Surely losing my job has contributed to the ambivalence over two days worth of cooking that gets snarfed in 20 minutes, but the thing that’s been bothering me the most is that a threshold has been crossed: My mother-in-law no longer remembers me. She hasn’t said my name since the beginning of the summer, but her eyes would still spark when she heard my voice. The family singsong phrase “I love you love you love you…” could always evoke a response, though she hasn’t spoken any real words in months. Even if it took a few seconds, I could watch her face go from suspicion to scrunched confusion as her poor mind tried to latch onto something that matched. I could tell the second the synapse clicked: She would smile, the mystery of this person in front of her singing and waving solved.
Last week, though, the click never came. Her wonderful caregiver, Iris (whose nephew happens to be Auburn quarterback Cam Newton, a lil’ tidbit for all you SEC football fans) got her all fapitzed (that’s Yiddish for gussied up) in red for the JEA senior Thanksgiving lunch, complete with a spritz of the Chanel perfume that’s been collecting dust on the vanity for the last few years.
El Yenta Man’s eyes teared up when he smelled his mama. “She smells like Mom again,” he choked, placing his cheek against her neck for one more breath.
I knelt in front of her wheelchair (her ability to walk diminished right around the same time as her speech) for our usual ritual, but when I looked into her eyes and cooed our “love you” song, she looked back and shrugged. I tried a few more times, but the curtain of confusion never parted even a sliver, and that’s the first time in the five years she’s been diagnosed that I couldn’t get through.
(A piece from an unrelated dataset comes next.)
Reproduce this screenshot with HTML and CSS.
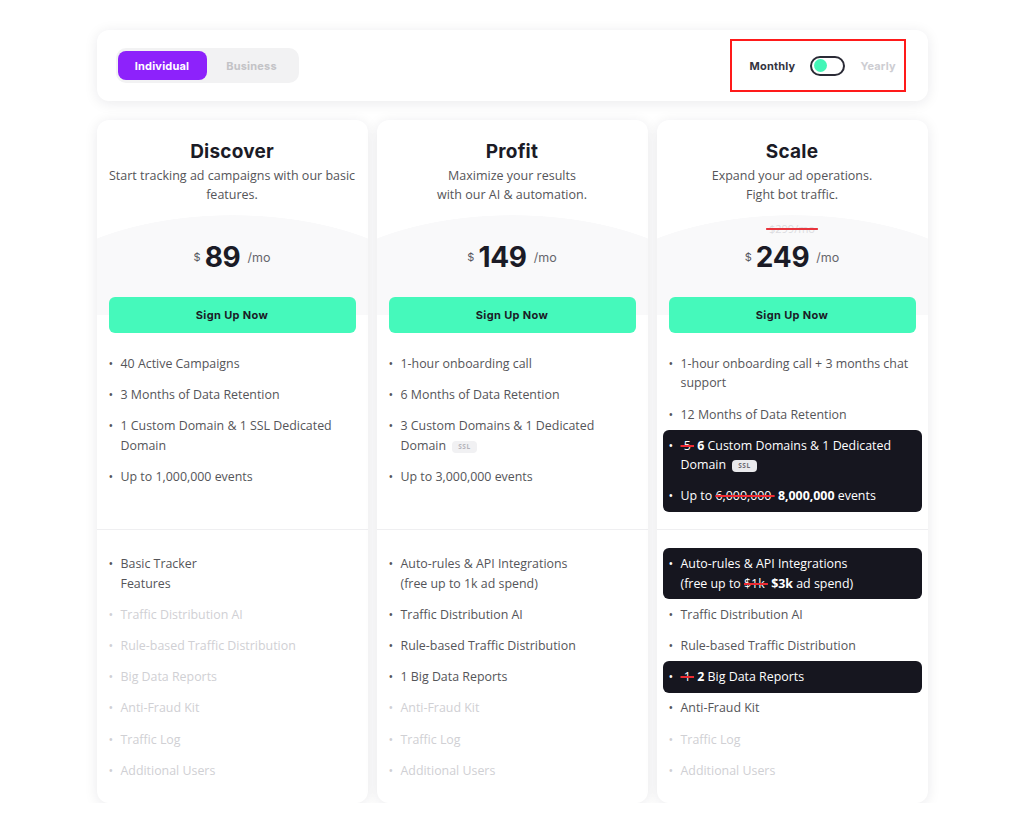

Though one never knows with dementia, it appears that our family is nearing the end of having this dear lady around. I know what I need to do is step up and make this the best Thanksgiving ever—assign kitchen tasks to keep my father-in-law busy and out of the clutches of despair, make pies from scratch, encourage the children to learn a few new songs on the piano and have Iris put my mother-in-law in something fine, with a little spritz of Chanel behind her ears. Except all I want to do is scream at everyone to go out for Chinese and then zone in front of the TV, even if I have watch football all day. I’m making a lousy matriarch, more like Joan Crawford than Martha Stewart.
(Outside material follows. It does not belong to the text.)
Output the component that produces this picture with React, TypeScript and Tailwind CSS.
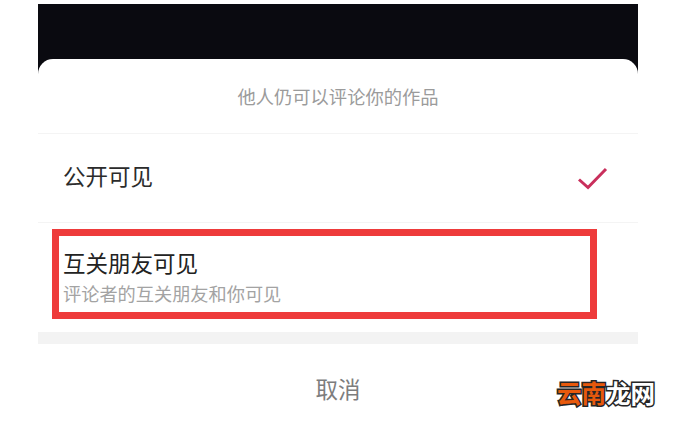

If my mother-in-law had her druthers, she’d let me spill my sadness and nod without saying anything for a while. She was the kind of matriarch who let everyone be who they were and do their thing while she quietly and without complaint shouldered the brunt of the shopping, the cooking, the napkin-folding, the wine uncorking, so it hardly looked like any work at all. Of course, as a good Southern Jewish girl, she somehow missed the entire women’s liberation movement of her generation, though when we discussed the feminism, she waved her hand and said she had always done everything she wanted to do.
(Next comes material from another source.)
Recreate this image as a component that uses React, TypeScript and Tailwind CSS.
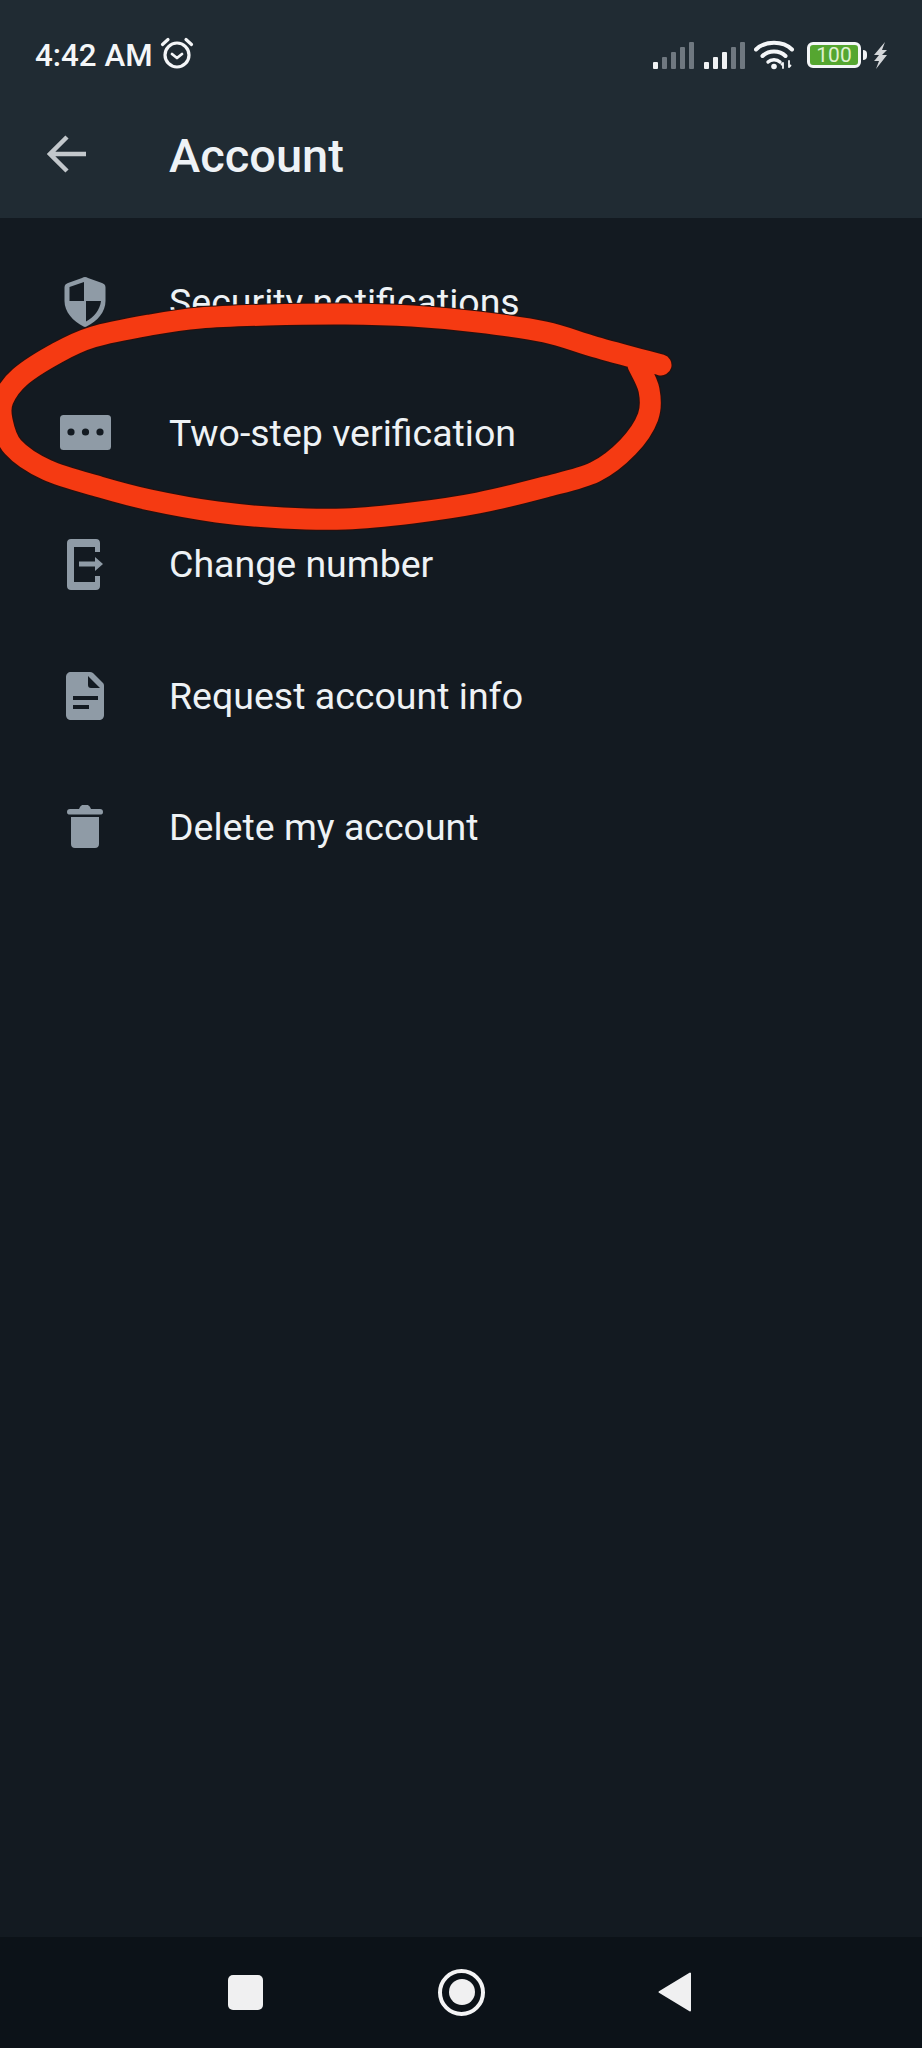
const rows = [
  { label: "Security notifications", icon: <Shield /> },
  { label: "Two-step verification", icon: <Dots /> },
  { label: "Change number", icon: <ChangeNumber /> },
  { label: "Request account info", icon: <Doc /> },
  { label: "Delete my account", icon: <Trash /> },
];

function Shield() {
  return (
    <svg width="42" height="50" viewBox="0 0 42 50">
      <path fillRule="evenodd" fill="#8f9ba6" d="M21 0c1 0 2 .4 3 1l14 5c2 .8 3.500 2 3.500 4.500V24c0 11-8 20-19 25.500-1 .5-2 .5-3 0C9 44 .5 35 .5 24V10.500C.5 8 2 6.800 4 6l14-5c1-.6 2-1 3-1Z" />
      <path fill="#131a21" d="M20 5 5.500 10V24H20ZM22 24H37C36 33 30 40 22 44.500Z" />
    </svg>
  );
}
function Dots() {
  return (
    <svg width="51" height="35" viewBox="0 0 51 35">
      <rect width="51" height="35" rx="3.500" fill="#8f9ba6" />
      <circle cx="11" cy="17" r="3.600" fill="#131a21" />
      <circle cx="25.500" cy="17" r="3.600" fill="#131a21" />
      <circle cx="40" cy="17" r="3.600" fill="#131a21" />
    </svg>
  );
}
function ChangeNumber() {
  return (
    <svg width="36" height="51" viewBox="0 0 36 51">
      <path fill="#8f9ba6" fillRule="evenodd" d="M4 0h25c2.500 0 4 1.500 4 4v9h-5V8H7v35h21v-6h5v10c0 2.500-1.500 4-4 4H4c-2.500 0-4-1.500-4-4V4c0-2.500 1.500-4 4-4Z" />
      <path fill="#8f9ba6" d="M12 22.500h16V18l8 7-8 7v-4.500H12Z" />
    </svg>
  );
}
function Doc() {
  return (
    <svg width="38" height="48" viewBox="0 0 38 48">
      <path fill="#8f9ba6" d="M5 0h19c1 0 2 .4 3 1l10 10c.7.8 1 1.600 1 3v29c0 3-2 5-5 5H5c-3 0-5-2-5-5V5c0-3 2-5 5-5Z" />
      <path fill="#131a21" d="M22 4 34 16H25c-2 0-3-1-3-3ZM7 24h25v4H7ZM7 33h16v4H7Z" />
    </svg>
  );
}
function Trash() {
  return (
    <svg width="36" height="43" viewBox="0 0 36 43">
      <path fill="#8f9ba6" d="M13 2c1-1.500 2-2 3-2h4c1 0 2 .5 3 2l1 2h9c2 0 3 1 3 3s-1 2.500-3 2.500H3C1 9.500 0 9 0 7s1-3 3-3h9ZM4 12h28v27c0 2.500-1.500 4-4 4H8c-2.500 0-4-1.500-4-4Z" />
    </svg>
  );
}
function Alarm() {
  return (
    <svg width="34" height="32" viewBox="0 0 33 32" fill="none" stroke="#f4f6f8" strokeLinecap="round">
      <circle cx="16.500" cy="18" r="12" strokeWidth="3.200" />
      <path d="m11.500 17 5 4 5-4" strokeWidth="2.800" strokeLinejoin="round" />
      <path d="M2 7.500 7.500 2.500M31 7.500 25.500 2.500" strokeWidth="3.200" />
    </svg>
  );
}
function Signal({ lit }: { lit: number }) {
  const bars = [
    { x: 0, y: 20, h: 7 },
    { x: 9, y: 15, h: 12 },
    { x: 18, y: 10, h: 17 },
    { x: 27, y: 5, h: 22 },
    { x: 36, y: 0, h: 27 },
  ];
  return (
    <svg width="41" height="27" viewBox="0 0 41 27">
      {bars.map((b, i) => (
        <rect key={i} x={b.x} y={b.y} width="5" height={b.h} rx="1" fill={i < lit ? "#f0f2f4" : "#6f7880"} />
      ))}
    </svg>
  );
}
function Wifi() {
  return (
    <svg width="41" height="30" viewBox="0 0 41 30" fill="none" stroke="#f4f6f8" strokeLinecap="round">
      <path d="M2 9.500C11 .5 29 .5 38 9.500" strokeWidth="4" />
      <path d="M8.500 16c6-6 17-6 23 0" strokeWidth="4" />
      <path d="M14 22c3-3 9-3 12 0" strokeWidth="3.400" />
      <circle cx="20" cy="26.500" r="2.800" fill="#f4f6f8" stroke="none" />
      <path d="M29 23v5M27.500 24.500 29 23M35 21v6M36.500 25.500 35 27" strokeWidth="1.800" />
    </svg>
  );
}
function Bolt() {
  return (
    <svg width="15" height="27" viewBox="0 0 15 27">
      <path fill="#d4d7da" d="M12 0 1 13h5L2 18l-1 1h5L3 27 14 13H9l1-1 4-4H9Z" />
    </svg>
  );
}

const scribblePoints: [number, number][] = [
  [661, 365], [595, 347], [545, 332], [478, 322], [412, 316], [345, 314], [267, 315], [200, 318],
  [150, 325], [93, 337], [57, 353], [20, 377], [3, 400], [2, 420], [13, 447], [47, 470], [100, 487],
  [150, 500], [217, 512], [283, 518], [345, 519], [412, 513], [478, 503], [545, 487], [595, 472],
  [628, 447], [648, 417], [649, 390], [638, 365],
];
function smoothPath(p: [number, number][]) {
  let d = `M${p[0][0]} ${p[0][1]}`;
  for (let i = 0; i < p.length - 1; i++) {
    const a = p[Math.max(i - 1, 0)];
    const b = p[i];
    const c = p[i + 1];
    const e = p[Math.min(i + 2, p.length - 1)];
    d += `C${b[0] + (c[0] - a[0]) / 6} ${b[1] + (c[1] - a[1]) / 6} ${c[0] - (e[0] - b[0]) / 6} ${c[1] - (e[1] - b[1]) / 6} ${c[0]} ${c[1]}`;
  }
  return d;
}
function Scribble() {
  const d = smoothPath(scribblePoints);
  return (
    <svg className="absolute left-0 top-0" width="922" height="640" viewBox="0 0 922 640" fill="none" strokeLinecap="round" strokeLinejoin="round">
      <path d={d} stroke="#2c0f0c" strokeWidth="23" />
      <path d={d} stroke="#f53a12" strokeWidth="21" />
    </svg>
  );
}

export default function App() {
  return (
    <div className="relative flex h-[2048px] w-[922px] flex-col overflow-hidden bg-[#131a21] font-['Roboto',sans-serif]">
      <header className="h-[218px] shrink-0 bg-[#202b33]">
        <div className="flex h-[110px] items-center justify-between pl-[35px] pr-[34px]">
          <div className="flex items-center gap-[7px] pt-[2px]">
            <span className="text-[31.300px] font-medium leading-none text-[#f4f6f8]">4:42 AM</span>
            <span className="-mt-[5px]"><Alarm /></span>
          </div>
          <div className="flex items-center">
            <Signal lit={1} />
            <span className="ml-[10px]"><Signal lit={3} /></span>
            <span className="ml-[9px]"><Wifi /></span>
            <div className="ml-[12px] flex h-[26px] w-[54px] items-center justify-center rounded-[6px] border-[3px] border-[#f4f6f8] bg-[#55a630] text-[21px] leading-none text-[#dff0d0]">100</div>
            <div className="ml-[2px] h-[10px] w-[4px] rounded-r-sm bg-[#f0f2f4]" />
            <span className="ml-[6px]"><Bolt /></span>
          </div>
        </div>
        <div className="flex h-[88px] items-center">
          <div className="flex w-[170px] justify-start pl-[47px]">
            <svg width="39" height="38" viewBox="0 0 39 38" fill="none" stroke="#c3c8cc" strokeWidth="4.500">
              <path d="M39 19H4M20 2 3 19l17 17" />
            </svg>
          </div>
          <span className="-ml-[1px] pt-[2px] text-[47px] font-medium leading-none text-[#eef2f6]">Account</span>
        </div>
      </header>
      <main className="flex-1 pt-[18px]">
        {rows.map((r) => (
          <div key={r.label} className="flex h-[131.300px] items-center">
            <div className="flex w-[170px] shrink-0 justify-center">{r.icon}</div>
            <span className="-ml-[1px] pt-[2px] text-[37.5px] leading-none text-[#eef2f5]">{r.label}</span>
          </div>
        ))}
      </main>
      <nav className="flex h-[111px] shrink-0 items-center bg-[#0c1218] pb-[1px]">
        <div className="ml-[228px] h-[35px] w-[35px] rounded-[5px] bg-[#f0f0f1]" />
        <div className="ml-[175px] flex h-[47px] w-[47px] items-center justify-center rounded-full border-[4px] border-[#f4f4f5]">
          <div className="h-[26px] w-[26px] rounded-full bg-[#f0f0f1]" />
        </div>
        <svg className="ml-[173px]" width="33" height="40" viewBox="0 0 33 40">
          <path fill="#f0f0f1" stroke="#f0f0f1" strokeWidth="2" strokeLinejoin="round" d="M32 1.500V38.500L1.500 20Z" />
        </svg>
      </nav>
      <Scribble />
    </div>
  );
}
If she could, she would tell me it’s very understandable that I should be feeling down about things and not so motivated to make a big fuss over a meal. She’d give me some simple shortcuts to make things easier, like buying instant stuffing (which is gross, but listen, though she is a fantastic and talented lady, between you and me, she was never much of a gourmet cook.) She’d also remind me how important I am to my family, and if I need help, I should ask for it. And finally, without guilt-tripping me or making me feel like an a**hole, she’d list off twenty or so amazing things in my life for which I can be grateful.
And what do you know? My father-in-law just called to volunteer to make the turkey. El Yenta Man said he’d make the stuffing. I’m still saddled with the shopping, the green beans and the pies, but if I treat myself to a carmel macchiato before I brave the florescent-lit purgatory of Publix, I can manage.
This may not be a Thanksgiving to remember, and maybe that’s the way it’s supposed to be. And I may end up being the kind of matriarch who makes reservations at Wang’s Chinese next year.